** begin **
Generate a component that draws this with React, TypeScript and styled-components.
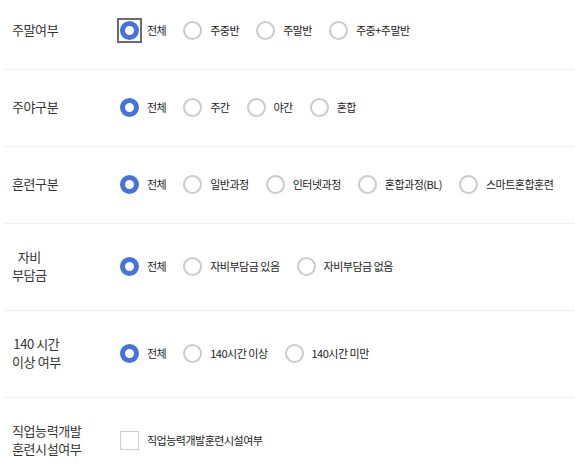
import { createGlobalStyle } from "styled-components";
import styled from "styled-components";
import { useState } from "react";

const GlobalStyle = createGlobalStyle`
  body {
    margin: 0;
    background: #fff;
    font-family: "Noto Sans CJK KR", "Noto Sans", sans-serif;
    color: #222;
  }
`

const Wrapper = styled.div`
  padding-left: 4px;
`

const Row = styled.div<{ $first?: boolean }>`
  display: flex;
  align-items: center;
  padding: ${p => (p.$first ? "17px" : "24px")} 0 26px 8px;
  border-bottom: 1px solid #efefef;
`

const Label = styled.div`
  display: flex;
  width: 108px;
  flex-shrink: 0;
`

const LabelText = styled.span`
  display: block;
  text-align: center;
  font-size: 13px;
  line-height: 18px;
  letter-spacing: -0.4px;
  color: #333;
  white-space: nowrap;
`

const Options = styled.div`
  display: flex;
  align-items: center;
  height: 26px;
`

const Option = styled.label`
  display: flex;
  align-items: center;
  flex-shrink: 0;
  margin-right: 17px;
  font-size: 11px;
  letter-spacing: -0.5px;
  white-space: nowrap;
  color: #1a1a1a;
  cursor: pointer;
`

const MarkBox = styled.span<{ $focused?: boolean }>`
  display: inline-flex;
  margin-right: 8px;
  outline: ${p => (p.$focused ? "2px solid #6b6b6b" : "none")};
  outline-offset: 1px;
`

const Radio = styled.input.attrs({ type: "radio" })`
  appearance: none;
  margin: 0;
  width: 19px;
  height: 19px;
  box-sizing: border-box;
  border-radius: 50%;
  border: 2px solid #cbcbcf;
  background: #fff;
  cursor: pointer;

  &:checked {
    border: 5px solid #4473dc;
  }
`

const Check = styled.input.attrs({ type: "checkbox" })`
  appearance: none;
  margin: 0;
  width: 19px;
  height: 19px;
  box-sizing: border-box;
  border: 1px solid #cfcfcf;
  background: #fff;
  cursor: pointer;
`

type Group = {
  name: string
  label: string[]
  options: string[]
}

const groups: Group[] = [
  { name: "weekend", label: ["주말여부"], options: ["전체", "주중반", "주말반", "주중+주말반"] },
  { name: "dayNight", label: ["주야구분"], options: ["전체", "주간", "야간", "혼합"] },
  { name: "training", label: ["훈련구분"], options: ["전체", "일반과정", "인터넷과정", "혼합과정(BL)", "스마트혼합훈련"] },
  { name: "selfPay", label: ["자비", "부담금"], options: ["전체", "자비부담금 있음", "자비부담금 없음"] },
  { name: "hours", label: ["140 시간", "이상 여부"], options: ["전체", "140시간 이상", "140시간 미만"] },
]

function RadioGroup({ group, focused }: { group: Group; focused: boolean }) {
  const [value, setValue] = useState(group.options[0])
  return (
    <Options>
      {group.options.map((opt, i) => (
        <Option key={opt}>
          <MarkBox $focused={focused && i === 0}>
            <Radio
              name={group.name}
              checked={value === opt}
              onChange={() => setValue(opt)}
            />
          </MarkBox>
          {opt}
        </Option>
      ))}
    </Options>
  )
}

export default function App() {
  return (
    <>
      <GlobalStyle />
      <Wrapper>
        {groups.map((g, i) => (
          <Row key={g.name} $first={i === 0}>
            <Label>
              <LabelText>
                {g.label.map((line, j) => (
                  <span key={line}>
                    {j > 0 && <br />}
                    {line}
                  </span>
                ))}
              </LabelText>
            </Label>
            <RadioGroup group={g} focused={i === 0} />
          </Row>
        ))}
        <Row>
          <Label>
            <LabelText>
              직업능력개발
              <br />
              훈련시설여부
            </LabelText>
          </Label>
          <Options>
            <Option>
              <MarkBox>
                <Check />
              </MarkBox>
              직업능력개발훈련시설여부
            </Option>
          </Options>
        </Row>
      </Wrapper>
    </>
  )
}
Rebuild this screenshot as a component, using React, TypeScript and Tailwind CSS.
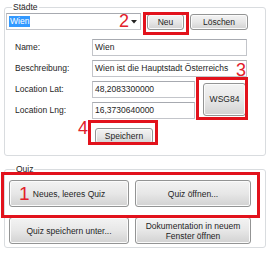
import React from "react";

function Btn({ className = "", children }: { className?: string; children: React.ReactNode }) {
  return (
    <button
      className={`flex items-center justify-center text-center rounded-[3px] border border-[#939494] bg-linear-to-b from-[#f3f3f3] via-[#e7e7e7] to-[#d2d2d2] shadow-[inset_0_0_0_1px_#fbfbfb] text-[8.5px] leading-[10px] text-[#1e1e1e] ${className}`}
    >
      {children}
    </button>
  );
}

function TextBox({ value, className = "" }: { value: string; className?: string }) {
  return (
    <div
      className={`h-[17px] flex items-center pl-[2px] border border-[#c3c5ca] border-t-[#a7aab0] bg-white text-[8.5px] text-[#1e1e1e] whitespace-nowrap overflow-hidden ${className}`}
    >
      {value}
    </div>
  );
}

function Label({ children }: { children: React.ReactNode }) {
  return <div className="h-[17px] flex items-center pl-[9px] text-[8.5px] text-[#1e1e1e]">{children}</div>;
}

function RedBox({ className }: { className: string }) {
  return <div className={`absolute border-[3px] border-[#e2121c] ${className}`} />;
}

function RedNum({ className, children }: { className: string; children: React.ReactNode }) {
  return <div className={`absolute text-[#e2202a] leading-none ${className}`}>{children}</div>;
}

export default function App() {
  return (
    <div className="relative w-[276px] h-[261px] bg-white overflow-hidden font-['Liberation_Sans',Arial,sans-serif] text-[#1e1e1e]">
      {/* Städte group */}
      <fieldset className="ml-[4px] mt-[1px] w-[262px] h-[155px] border border-[#d9dcdf] rounded-[3px] pl-[1px] pr-0 pb-0">
        <legend className="ml-[6px] px-[1px] text-[8.5px] leading-[12px]">Städte</legend>
        <div className="flex items-start">
          <div className="relative w-[135px] h-[17px] border border-[#c3c5ca] border-t-[#a7aab0] bg-white flex items-center pl-[2px]">
            <span className="bg-[#3399ff] text-white text-[8.5px] leading-[11px] px-[1px]">Wien</span>
            <svg className="absolute right-[3px] top-[6px]" width="6" height="4" viewBox="0 0 6 4">
              <path d="M0 0 H6 L3 3.5 Z" fill="#222" />
            </svg>
          </div>
          <Btn className="ml-[6px] mt-[1px] w-[37px] h-[16px]">Neu</Btn>
          <Btn className="ml-[6px] mt-[1px] w-[58px] h-[16px]">Löschen</Btn>
        </div>

        <div className="mt-[9px] grid grid-cols-[86px_103px_52px] gap-y-[4px]">
          <Label>Name:</Label>
          <TextBox value="Wien" className="col-span-2 w-[155px]" />
          <Label>Beschreibung:</Label>
          <TextBox value="Wien ist die Hauptstadt Österreichs" className="col-span-2 w-[155px]" />
          <Label>Location Lat:</Label>
          <TextBox value="48,2083300000" />
          <div className="row-span-2 flex items-center">
            <Btn className="ml-[8px] w-[43px] h-[33px] mt-[-2px]">WSG84</Btn>
          </div>
          <Label>Location Lng:</Label>
          <TextBox value="16,3730640000" />
          <div />
          <Btn className="mt-[5px] ml-[3px] w-[58px] h-[16px]">Speichern</Btn>
        </div>
      </fieldset>

      {/* Quiz group */}
      <fieldset className="ml-[4px] mt-[7px] w-[262px] h-[85px] border border-[#d9dcdf] rounded-[3px] pl-[4px] pr-0 pb-0">
        <legend className="ml-[6px] px-[1px] text-[8.5px] leading-[12px]">Quiz</legend>
        <div className="mt-[5px] grid grid-cols-[120px_116px] gap-x-[6px] gap-y-[10px]">
          <Btn className="h-[27px]">Neues, leeres Quiz</Btn>
          <Btn className="h-[27px]">Quiz öffnen...</Btn>
          <Btn className="h-[27px]">Quiz speichern unter...</Btn>
          <Btn className="h-[27px]">
            Dokumentation in neuem
            <br />
            Fenster öffnen
          </Btn>
        </div>
      </fieldset>

      {/* annotations */}
      <RedBox className="left-[143px] top-[12px] w-[46px] h-[23px]" />
      <RedNum className="left-[119px] top-[12px] text-[18px]">2</RedNum>
      <RedNum className="left-[236px] top-[61px] text-[18px]">3</RedNum>
      <RedBox className="left-[196px] top-[77px] w-[52px] h-[43px]" />
      <RedBox className="left-[88px] top-[120px] w-[70px] h-[25px]" />
      <RedNum className="left-[78px] top-[119px] text-[18px]">4</RedNum>
      <RedBox className="left-[1px] top-[172px] w-[259px] h-[46px]" />
      <RedNum className="left-[19px] top-[184px] text-[19px]">1</RedNum>
    </div>
  );
}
** end **
## What is needed
Only the lines from "Rebuild this screenshot" through "import React from" should appear in your output, copied exactly with both end lines, and with no pictures.

## Exercise answer
Rebuild this screenshot as a component, using React, TypeScript and Tailwind CSS.
import React from "react";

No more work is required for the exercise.